• _Problem_
Spot every line with the word "React" and return it.

• _Collected data_
· · · ·

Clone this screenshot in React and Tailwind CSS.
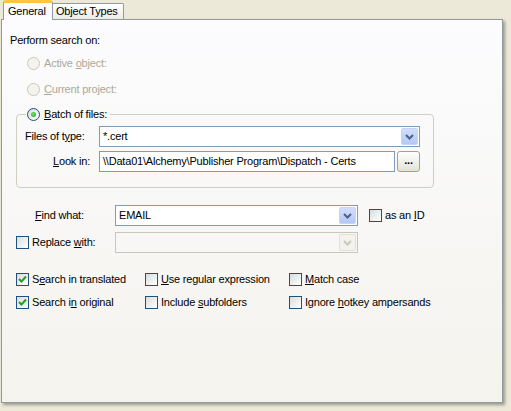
import React from 'react';

const Mn = ({ children }) => <u className="underline underline-offset-[1px]">{children}</u>;

const Check = ({ checked }) => (
  <div className="w-[13px] h-[13px] shrink-0 border border-[#1C5180] bg-gradient-to-br from-[#DCDCD7] to-white flex items-center justify-center">
    {checked && (
      <svg width="9" height="9" viewBox="0 0 9 9">
        <path d="M1 4 L3.5 6.5 L8 1.5" stroke="#21A121" strokeWidth="2" fill="none" />
      </svg>
    )}
  </div>
);

const Radio = ({ checked, disabled }) => (
  <div
    className={`w-[13px] h-[13px] shrink-0 rounded-full border flex items-center justify-center ${
      disabled ? 'border-[#CAC8BB] bg-[#F4F3EE]' : 'border-[#1C5180] bg-gradient-to-br from-[#DCDCD7] to-white'
    }`}
  >
    {checked && <div className="w-[5px] h-[5px] rounded-full bg-[radial-gradient(circle_at_40%_40%,#6FE06B,#21A121)]" />}
  </div>
);

const Arrow = ({ color }) => (
  <svg width="9" height="6" viewBox="0 0 9 6">
    <path d="M1 1 L4.5 4.5 L8 1" stroke={color} strokeWidth="2" fill="none" />
  </svg>
);

const Combo = ({ value, width, disabled }) => (
  <div
    className={`h-[21px] flex items-center border ${disabled ? 'border-[#C9C7BA]' : 'border-[#7F9DB9] bg-white'}`}
    style={{ width }}
  >
    <span className="flex-1 pl-[3px]">{value}</span>
    <div
      className={`w-[17px] h-[17px] mr-[1px] rounded-[2px] flex items-center justify-center ${
        disabled ? 'bg-[#F3F2EC] border border-[#E3E1D6]' : 'bg-gradient-to-b from-[#D2DEFC] to-[#B4C8F6] border border-[#C7D4F7]'
      }`}
    >
      <Arrow color={disabled ? '#C9C7BA' : '#4D6185'} />
    </div>
  </div>
);

const CheckItem = ({ checked, children }) => (
  <div className="flex items-center gap-[3px]">
    <Check checked={checked} />
    <span>{children}</span>
  </div>
);

export default function App() {
  return (
    <div className="w-[511px] h-[411px] bg-[#ECE9D8] overflow-hidden font-['Liberation_Sans',Arial,sans-serif] text-[11px] tracking-[-0.2px] text-black leading-none">
      <div className="flex items-start h-[19px] pl-[3px]">
        <div className="relative z-10 h-[20px] w-[50px] bg-[#FCFCFE] border-x border-[#919B9C] border-t-[3px] border-t-[#FFC83C] rounded-t-[3px] flex items-center pl-[4px] pb-[1px]">
          General
        </div>
        <div className="mt-[3px] h-[16px] w-[71px] bg-gradient-to-b from-white to-[#ECEBE6] border-t border-r border-[#919B9C] rounded-tr-[2px] flex items-center pl-[3px]">
          Object Types
        </div>
      </div>

      <div className="ml-[1px] w-[502px] h-[384px] border border-[#919B9C] bg-gradient-to-b from-[#FCFCFE] to-[#F4F3EE] shadow-[2px_2px_3px_rgba(0,0,0,0.35)]">
        <div className="h-[14px] mt-[13px] ml-[8px] flex items-center">Perform search on:</div>

        <div className="h-[13px] mt-[10px] ml-[25px] flex items-center gap-[4px] text-[#ACA899]">
          <Radio disabled />
          <span>Active <Mn>o</Mn>bject:</span>
        </div>
        <div className="h-[13px] mt-[13px] ml-[25px] flex items-center gap-[4px] text-[#ACA899]">
          <Radio disabled />
          <span><Mn>C</Mn>urrent project:</span>
        </div>

        <div className="relative mt-[18px] ml-[14px] w-[418px] h-[74px] border border-[#D0D0BF] rounded-[4px] pt-[11px]">
          <div className="absolute left-[9px] -top-[7px] h-[13px] flex items-center gap-[4px] bg-[#FAFAF8] pl-[1px] pr-[3px]">
            <Radio checked />
            <span><Mn>B</Mn>atch of files:</span>
          </div>

          <div className="flex items-center h-[21px]">
            <div className="w-[82px] pl-[8px]">Files of t<Mn>y</Mn>pe:</div>
            <Combo value="*.cert" width={321} />
          </div>
          <div className="flex items-center h-[21px] mt-[4px]">
            <div className="w-[82px] pr-[9px] text-right"><Mn>L</Mn>ook in:</div>
            <div className="w-[296px] h-[21px] border border-[#7F9DB9] bg-white flex items-center pl-[3px]">
              \\Data01\Alchemy\Publisher Program\Dispatch - Certs
            </div>
            <div className="ml-[2px] w-[23px] h-[21px] rounded-[3px] border border-[#A3A18F] bg-gradient-to-b from-white to-[#E3E2D8] flex items-end justify-center pb-[5px] font-bold">
              ...
            </div>
          </div>
        </div>

        <div className="flex items-center h-[21px] mt-[17px]">
          <div className="w-[113px] pl-[33px]"><Mn>F</Mn>ind what:</div>
          <Combo value="EMAIL" width={243} />
          <div className="ml-[11px] flex items-center gap-[3px]">
            <Check />
            <span>as an <Mn>I</Mn>D</span>
          </div>
        </div>

        <div className="flex items-center h-[21px] mt-[6px]">
          <div className="w-[113px] pl-[14px] flex items-center gap-[3px]">
            <Check />
            <span>Replace <Mn>w</Mn>ith:</span>
          </div>
          <Combo value="" width={243} disabled />
        </div>

        <div className="grid grid-cols-[129px_144px_1fr] ml-[14px] mt-[20px] h-[13px] items-center">
          <CheckItem checked>S<Mn>e</Mn>arch in translated</CheckItem>
          <CheckItem><Mn>U</Mn>se regular expression</CheckItem>
          <CheckItem><Mn>M</Mn>atch case</CheckItem>
        </div>
        <div className="grid grid-cols-[129px_144px_1fr] ml-[14px] mt-[10px] h-[13px] items-center">
          <CheckItem checked>Search i<Mn>n</Mn> original</CheckItem>
          <CheckItem>Include <Mn>s</Mn>ubfolders</CheckItem>
          <CheckItem>Ignore <Mn>h</Mn>otkey ampersands</CheckItem>
        </div>
      </div>
    </div>
  );
}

· · · ·

• _Result for this exercise_
Clone this screenshot in React and Tailwind CSS.
import React from 'react';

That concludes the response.